Noilton Nunes estreia na competição do festival candango com o documentário “A Arte do Renascimento – Uma Cinebiografia de Silvio Tendler”. Ao longo de 72 minutos, Noilton registra o grave mal que acometeu Silvio Tendler, diretor de “Jango” e “Utopia e Barbárie”, deixando-o tetraplégico. Após delicada operação na medula, Silvio vem recuperando suas forças, sua vontade viver e de criar. Já “O Mestre e o Divino”, do pernambucano Tiago Campos, mostra dois cineastas ocupados em retratar a vida na aldeia e missão de Sangradouro, em Mato Grosso. Um é Adalbert Heide, missionário alemão, que em 1957 começa a filmar com sua câmera Super-8, e Divino Tserewahu, jovem cineasta Xavante, que produz filmes para a televisão e festivais de cinema. Vicent Carelli, criador do projeto Vídeo nas Aldeias, comanda a produção.

“Outro Sertão”, das capixabas Adriana Jacobsen e Soraia Vilela, investiga a passagem de João Guimarães Rosa, o autor de “Grande Sertão: Veredas”, pela Alemanha nazista. Ele o fez na condição de vice-cônsul do Brasil, em Hamburgo, entre 1938 e 1942. Com imagens de arquivo da época, documentos, testemunhos de pessoas que o conheceram e uma entrevista inédita com o próprio escritor, o filme revela novos aspectos da biografia do criador de Riobaldo e Diadorin. O documentário “Hereros Angola”, do baiano Sérgio Guerra, centra seu foco em grupo étnico das terras do sudoeste de Angola, provenientes dos povos Banto, e donos de tradição ancestral que é passada oralmente de pais para filhos. O brasileiro Sérgio Guerra, presidente da M’Link de Angola, tornou-se o único fotógrafo estrangeiro a registrar todas as províncias angolanas ainda em tempos de Guerra Civil.

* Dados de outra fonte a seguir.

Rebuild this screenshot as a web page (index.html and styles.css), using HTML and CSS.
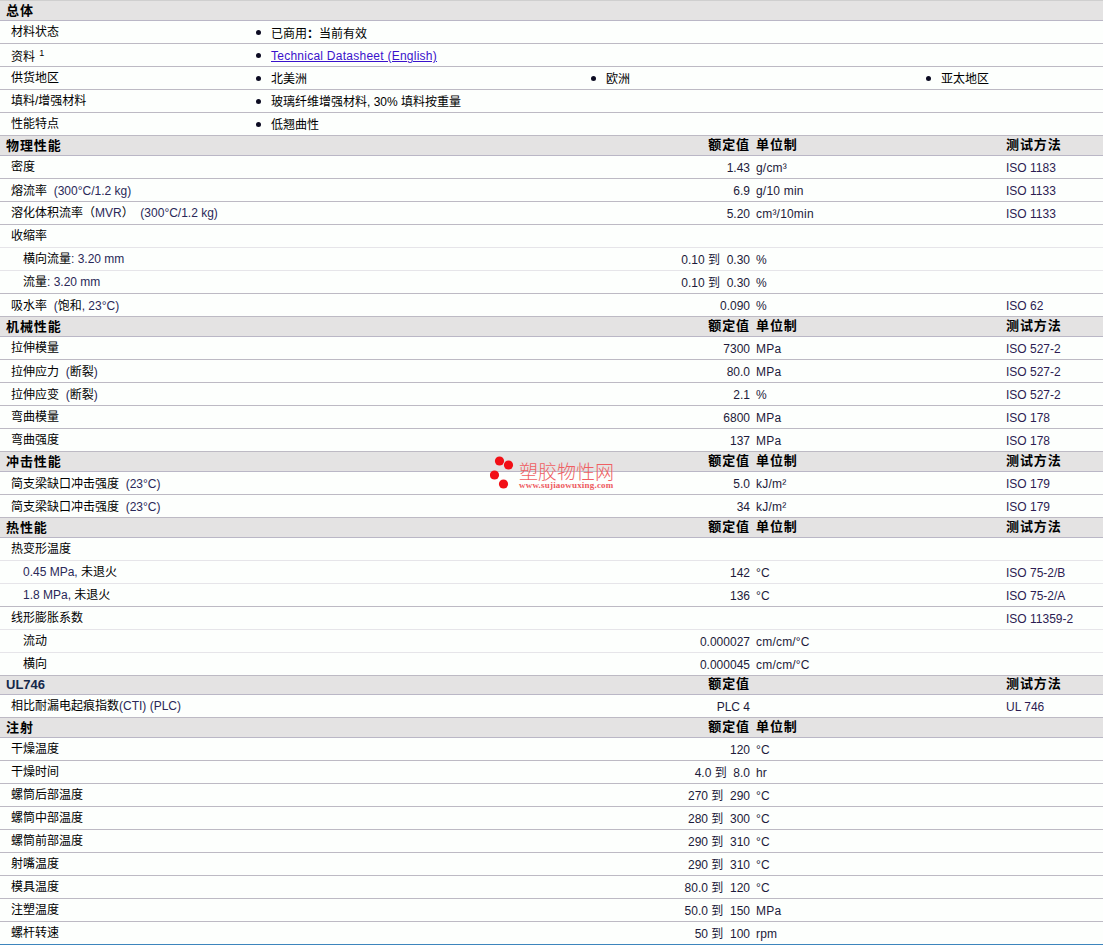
FILE: index.html
```html
<!DOCTYPE html>
<html lang="zh-CN">
<head>
<meta charset="utf-8">
<title>物性表</title>
<link rel="stylesheet" href="styles.css">
</head>
<body>
<main class="sheet">
  <div class="head"><b>总体</b></div>
  <div class="over"><span class="n">材料状态</span><ul class="bl"><li class="cjk">已商用<span class="fw">：</span>当前有效</li></ul></div>
  <div class="over"><span class="n low">资料 <sup>1</sup></span><ul class="bl"><li><a href="#">Technical Datasheet (English)</a></li></ul></div>
  <div class="over"><span class="n">供货地区</span><ul class="bl"><li class="cjk">北美洲</li><li class="cjk">欧洲</li><li class="cjk">亚太地区</li></ul></div>
  <div class="over"><span class="n">填料/增强材料</span><ul class="bl"><li class="cjk">玻璃纤维增强材料, 30% 填料按重量</li></ul></div>
  <div class="over"><span class="n">性能特点</span><ul class="bl"><li class="cjk">低翘曲性</li></ul></div>

  <div class="head"><b>物理性能</b><b class="v">额定值</b><b class="u">单位制</b><b class="m">测试方法</b></div>
  <div class="row"><span class="n">密度</span><span class="v">1.43</span><span class="u">g/cm³</span><span class="m">ISO 1183</span></div>
  <div class="row"><span class="n mix">熔流率 &nbsp;<i>(300°C/1.2 kg)</i></span><span class="v">6.9</span><span class="u">g/10 min</span><span class="m">ISO 1133</span></div>
  <div class="row"><span class="n">溶化体积流率（<i>MVR</i>） &nbsp;<i>(300°C/1.2 kg)</i></span><span class="v">5.20</span><span class="u">cm³/10min</span><span class="m">ISO 1133</span></div>
  <div class="row lt"><span class="n">收缩率</span></div>
  <div class="row lt"><span class="n sub">横向流量<i>: 3.20 mm</i></span><span class="v">0.10 到 &nbsp;0.30</span><span class="u">%</span></div>
  <div class="row"><span class="n sub">流量<i>: 3.20 mm</i></span><span class="v">0.10 到 &nbsp;0.30</span><span class="u">%</span></div>
  <div class="row"><span class="n mix">吸水率 &nbsp;<i>(</i>饱和<i>, 23°C)</i></span><span class="v">0.090</span><span class="u">%</span><span class="m">ISO 62</span></div>

  <div class="head"><b>机械性能</b><b class="v">额定值</b><b class="u">单位制</b><b class="m">测试方法</b></div>
  <div class="row"><span class="n">拉伸模量</span><span class="v">7300</span><span class="u">MPa</span><span class="m">ISO 527-2</span></div>
  <div class="row"><span class="n mix">拉伸应力 &nbsp;<i>(</i>断裂<i>)</i></span><span class="v">80.0</span><span class="u">MPa</span><span class="m">ISO 527-2</span></div>
  <div class="row"><span class="n mix">拉伸应变 &nbsp;<i>(</i>断裂<i>)</i></span><span class="v">2.1</span><span class="u">%</span><span class="m">ISO 527-2</span></div>
  <div class="row"><span class="n">弯曲模量</span><span class="v">6800</span><span class="u">MPa</span><span class="m">ISO 178</span></div>
  <div class="row"><span class="n">弯曲强度</span><span class="v">137</span><span class="u">MPa</span><span class="m">ISO 178</span></div>

  <div class="head"><b>冲击性能</b><b class="v">额定值</b><b class="u">单位制</b><b class="m">测试方法</b></div>
  <div class="row"><span class="n mix">简支梁缺口冲击强度 &nbsp;<i>(23°C)</i></span><span class="v">5.0</span><span class="u">kJ/m²</span><span class="m">ISO 179</span></div>
  <div class="row"><span class="n mix">简支梁缺口冲击强度 &nbsp;<i>(23°C)</i></span><span class="v">34</span><span class="u">kJ/m²</span><span class="m">ISO 179</span></div>

  <div class="head"><b>热性能</b><b class="v">额定值</b><b class="u">单位制</b><b class="m">测试方法</b></div>
  <div class="row lt"><span class="n">热变形温度</span></div>
  <div class="row lt"><span class="n sub"><i>0.45 MPa, </i>未退火</span><span class="v">142</span><span class="u">°C</span><span class="m">ISO 75-2/B</span></div>
  <div class="row"><span class="n sub"><i>1.8 MPa, </i>未退火</span><span class="v">136</span><span class="u">°C</span><span class="m">ISO 75-2/A</span></div>
  <div class="row lt"><span class="n">线形膨胀系数</span><span class="m">ISO 11359-2</span></div>
  <div class="row lt"><span class="n sub">流动</span><span class="v">0.000027</span><span class="u">cm/cm/°C</span></div>
  <div class="row"><span class="n sub">横向</span><span class="v">0.000045</span><span class="u">cm/cm/°C</span></div>

  <div class="head short"><b class="latin">UL746</b><b class="v">额定值</b><b class="m">测试方法</b></div>
  <div class="row"><span class="n">相比耐漏电起痕指数<i>(CTI) (PLC)</i></span><span class="v">PLC 4</span><span class="m">UL 746</span></div>

  <div class="head"><b>注射</b><b class="v">额定值</b><b class="u">单位制</b></div>
  <div class="row"><span class="n">干燥温度</span><span class="v">120</span><span class="u">°C</span></div>
  <div class="row"><span class="n">干燥时间</span><span class="v">4.0 到 &nbsp;8.0</span><span class="u">hr</span></div>
  <div class="row"><span class="n">螺筒后部温度</span><span class="v">270 到 &nbsp;290</span><span class="u">°C</span></div>
  <div class="row"><span class="n">螺筒中部温度</span><span class="v">280 到 &nbsp;300</span><span class="u">°C</span></div>
  <div class="row"><span class="n">螺筒前部温度</span><span class="v">290 到 &nbsp;310</span><span class="u">°C</span></div>
  <div class="row"><span class="n">射嘴温度</span><span class="v">290 到 &nbsp;310</span><span class="u">°C</span></div>
  <div class="row"><span class="n">模具温度</span><span class="v">80.0 到 &nbsp;120</span><span class="u">°C</span></div>
  <div class="row"><span class="n">注塑温度</span><span class="v">50.0 到 &nbsp;150</span><span class="u">MPa</span></div>
  <div class="row last"><span class="n">螺杆转速</span><span class="v">50 到 &nbsp;100</span><span class="u">rpm</span></div>

  <div class="mark">
    <svg class="dots" width="28" height="36" viewBox="0 0 28 36" aria-hidden="true">
      <circle cx="9.5" cy="6" r="4.6"/><circle cx="18.5" cy="10" r="4.6"/><circle cx="4.5" cy="20" r="4.6"/><circle cx="13.5" cy="29" r="4.6"/>
    </svg>
    <div class="brand">
      <span class="zh">塑胶物性网</span>
      <span class="url">www.sujiaowuxing.com</span>
    </div>
  </div>
</main>
</body>
</html>
```
FILE: styles.css
```css
* { box-sizing: border-box; }
html, body { margin: 0; background: #fdfffd; }
.sheet {
  position: relative;
  width: 1103px;
  border-top: 1px solid #cfcfcf;
  font: 12px/16px "Liberation Sans", "Noto Sans CJK SC", sans-serif;
  color: #1c1a3a;
}
.row, .head {
  display: grid;
  grid-template-columns: 650px 100px 250px 103px;
  align-items: center;
}
.row, .over {
  height: 23px;
  border-bottom: 1px solid #bdbac4;
}
.row.lt { border-bottom-color: #e6e5e9; }
.row.last { border-bottom: 1px solid #3d85bd; }
.head {
  height: 20px;
  border-bottom: 1px solid #bab7c6;
  background: #e4e3e3 radial-gradient(circle, #dad9d9 .5px, transparent .7px) 0 0 / 4px 4px;
  color: #000;
  font-size: 13px;
  letter-spacing: .9px;
}
.head.short { height: 19px; }
.head b:first-child { grid-column: 1; padding-left: 6px; }
.head .latin { letter-spacing: 0; color: #14284a; }
.head .v { grid-column: 2; text-align: right; padding-bottom: 2px; }
.head .u { grid-column: 3; padding-left: 6px; padding-bottom: 2px; }
.head .m { grid-column: 4; padding-left: 6px; padding-bottom: 2px; }
.n {
  grid-column: 1;
  padding-left: 11px;
  padding-bottom: 1px;
  color: #000;
  white-space: nowrap;
}
.n.sub { padding-left: 23px; }
.n.mix { padding-top: 1px; padding-bottom: 0; }
.n i { font-style: normal; color: #2a2858; }
.row .v { grid-column: 2; text-align: right; white-space: nowrap; padding-top: 1px; }
.row .u { grid-column: 3; padding-left: 6px; padding-top: 1px; letter-spacing: .2px; }
.row .m { grid-column: 4; padding-left: 6px; padding-top: 1px; color: #2c1c52; white-space: nowrap; }
.over {
  display: grid;
  grid-template-columns: 271px 1fr;
  align-items: center;
}
.over .n { grid-column: 1; }
.over .n.low { padding-top: 4px; padding-bottom: 0; }
.over sup { font-size: 9px; line-height: 0; vertical-align: 5px; margin-left: 1px; }
.bl {
  margin: 0;
  padding: 2px 0 0;
  list-style: none;
  display: grid;
  grid-template-columns: 335px 335px 1fr;
}
.bl li { position: relative; }
.bl li::before {
  content: "";
  position: absolute;
  left: -15px;
  top: 5px;
  width: 5px;
  height: 5px;
  border-radius: 50%;
  background: #0c0c22;
}
.bl .cjk { color: #000; }
.bl a { color: #3a12cc; letter-spacing: .25px; }
.fw { font-family: "Noto Sans CJK TC", sans-serif; font-weight: 700; }
.mark {
  position: absolute;
  left: 490px;
  top: 454px;
  display: flex;
  gap: 1px;
  pointer-events: none;
}
.dots { fill: #f20f16; display: block; }
.brand { display: flex; flex-direction: column; margin-top: 5px; }
.zh {
  font: 300 19px/21px "Noto Sans CJK SC", sans-serif;
  color: #ef5f63;
  white-space: nowrap;
}
.url {
  font: bold 9px/9px "Liberation Serif", serif;
  letter-spacing: .2px;
  color: #ee5a5e;
  white-space: nowrap;
}
```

Este ano, os eventos paralelos do festival terão muito debate, incluindo a “Nova Comédia Brasileira”, que vive dias de bonança com o grande público. Na mesa de debates, o professor da USP, Elias Thomé Saliba, autor de “Raízes do Riso: a Representação Humorística na História Brasileira”. Um pensador que conhece bem o prazer de uma boa gargalhada e os mistérios de um riso irônico.

Na contramão

A seleção de filmes do Festival de Brasília deste ano ao invés de apostar em filmes independente do gênero, tornou-se uma soma de feudos: o da ficção, o do documentário e o da animação. Enquanto isto, os grandes festivais planetários apostam em “filmes-filmes”, simplesmente, pois são cada vez mais tênues as fronteiras que separam os gêneros. Brasília assume-se, pois e teimosamente, como um festival de fronteiras cinematográficas. Tudo para agradar aos que defendem o documentário como uma “categoria pura” ou são cruzados em defesa da animação.